• [Your instructions]: Copy out the data exactly, leaving the pictures behind.
____
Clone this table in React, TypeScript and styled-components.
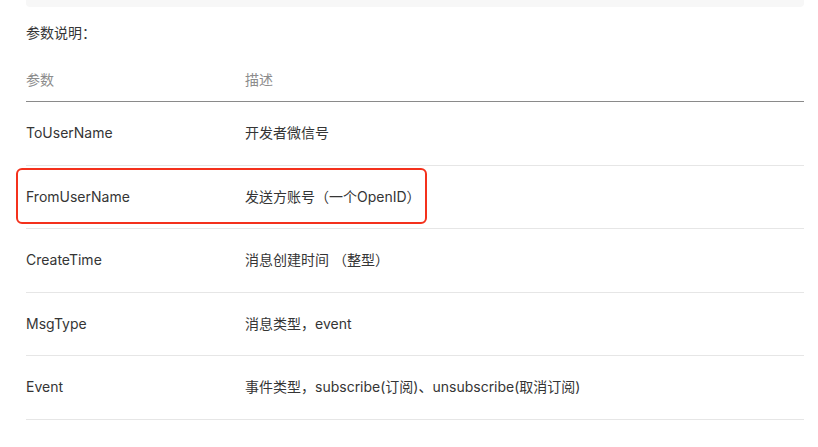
import React from 'react';
import styled, { createGlobalStyle } from 'styled-components';

const GlobalStyle = createGlobalStyle`
	body {
		margin: 0;
		background: #fff;
		font-family: Inter, 'Noto Sans CJK SC', sans-serif;
		color: #353535;
	}
`;

const Page = styled.div`
	padding: 0 14px 0 26px;
`;

const CodeBox = styled.div`
	height: 7px;
	background-color: #f7f7f7;
	border-radius: 0 0 4px 4px;
`;

const Caption = styled.p`
	margin: 16px 0 0;
	font-size: 14px;
	line-height: 20px;
`;

const Table = styled.table`
	width: 100%;
	margin-top: 16px;
	border-collapse: collapse;
	font-size: 14px;
	line-height: 20px;
`;

const HeadCell = styled.th`
	padding: 11px 0;
	text-align: left;
	font-weight: normal;
	color: #8c8c8c;
	border-bottom: 1px solid #8a8a8a;
	width: ${({ $width }: { $width?: string }) => $width || 'auto'};
`;

const Cell = styled.td`
	position: relative;
	padding: 21.25px 0;
	border-bottom: 1px solid #e6e6e6;
`;

// red annotation drawn over the row
const Highlight = styled.div`
	position: absolute;
	left: -10px;
	top: 2px;
	width: 411px;
	height: 56px;
	box-sizing: border-box;
	border: 2px solid #f4311c;
	border-radius: 6px;
	pointer-events: none;
`;

const rows = [
	{ name: 'ToUserName', desc: '开发者微信号' },
	{ name: 'FromUserName', desc: '发送方账号（一个OpenID）', marked: true },
	{ name: 'CreateTime', desc: '消息创建时间 （整型）' },
	{ name: 'MsgType', desc: '消息类型，event' },
	{ name: 'Event', desc: '事件类型，subscribe(订阅)、unsubscribe(取消订阅)' },
];

export default function App() {
	return (
		<Page>
			<GlobalStyle />
			<CodeBox />
			<Caption>参数说明：</Caption>
			<Table>
				<thead>
					<tr>
						<HeadCell $width='219px'>参数</HeadCell>
						<HeadCell>描述</HeadCell>
					</tr>
				</thead>
				<tbody>
					{rows.map((row) => (
						<tr key={row.name}>
							<Cell>
								{row.marked && <Highlight />}
								{row.name}
							</Cell>
							<Cell>{row.desc}</Cell>
						</tr>
					))}
				</tbody>
			</Table>
		</Page>
	);
}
____
• [Response]:
Clone this table in React, TypeScript and styled-components.
import React from 'react';
import styled, { createGlobalStyle } from 'styled-components';

const GlobalStyle = createGlobalStyle`
	body {
		margin: 0;
		background: #fff;
		font-family: Inter, 'Noto Sans CJK SC', sans-serif;
		color: #353535;
	}
`;

const Page = styled.div`
	padding: 0 14px 0 26px;
`;

const CodeBox = styled.div`
	height: 7px;
	background-color: #f7f7f7;
	border-radius: 0 0 4px 4px;
`;

const Caption = styled.p`
	margin: 16px 0 0;
	font-size: 14px;
	line-height: 20px;
`;

const Table = styled.table`
	width: 100%;
	margin-top: 16px;
	border-collapse: collapse;
	font-size: 14px;
	line-height: 20px;
`;

const HeadCell = styled.th`
	padding: 11px 0;
	text-align: left;
	font-weight: normal;
	color: #8c8c8c;
	border-bottom: 1px solid #8a8a8a;
	width: ${({ $width }: { $width?: string }) => $width || 'auto'};
`;

const Cell = styled.td`
	position: relative;
	padding: 21.25px 0;
	border-bottom: 1px solid #e6e6e6;
`;

// red annotation drawn over the row
const Highlight = styled.div`
	position: absolute;
	left: -10px;
	top: 2px;
	width: 411px;
	height: 56px;
	box-sizing: border-box;
	border: 2px solid #f4311c;
	border-radius: 6px;
	pointer-events: none;
`;

const rows = [
	{ name: 'ToUserName', desc: '开发者微信号' },
	{ name: 'FromUserName', desc: '发送方账号（一个OpenID）', marked: true },
	{ name: 'CreateTime', desc: '消息创建时间 （整型）' },
	{ name: 'MsgType', desc: '消息类型，event' },
	{ name: 'Event', desc: '事件类型，subscribe(订阅)、unsubscribe(取消订阅)' },
];

export default function App() {
	return (
		<Page>
			<GlobalStyle />
			<CodeBox />
			<Caption>参数说明：</Caption>
			<Table>
				<thead>
					<tr>
						<HeadCell $width='219px'>参数</HeadCell>
						<HeadCell>描述</HeadCell>
					</tr>
				</thead>
				<tbody>
					{rows.map((row) => (
						<tr key={row.name}>
							<Cell>
								{row.marked && <Highlight />}
								{row.name}
							</Cell>
							<Cell>{row.desc}</Cell>
						</tr>
					))}
				</tbody>
			</Table>
		</Page>
	);
}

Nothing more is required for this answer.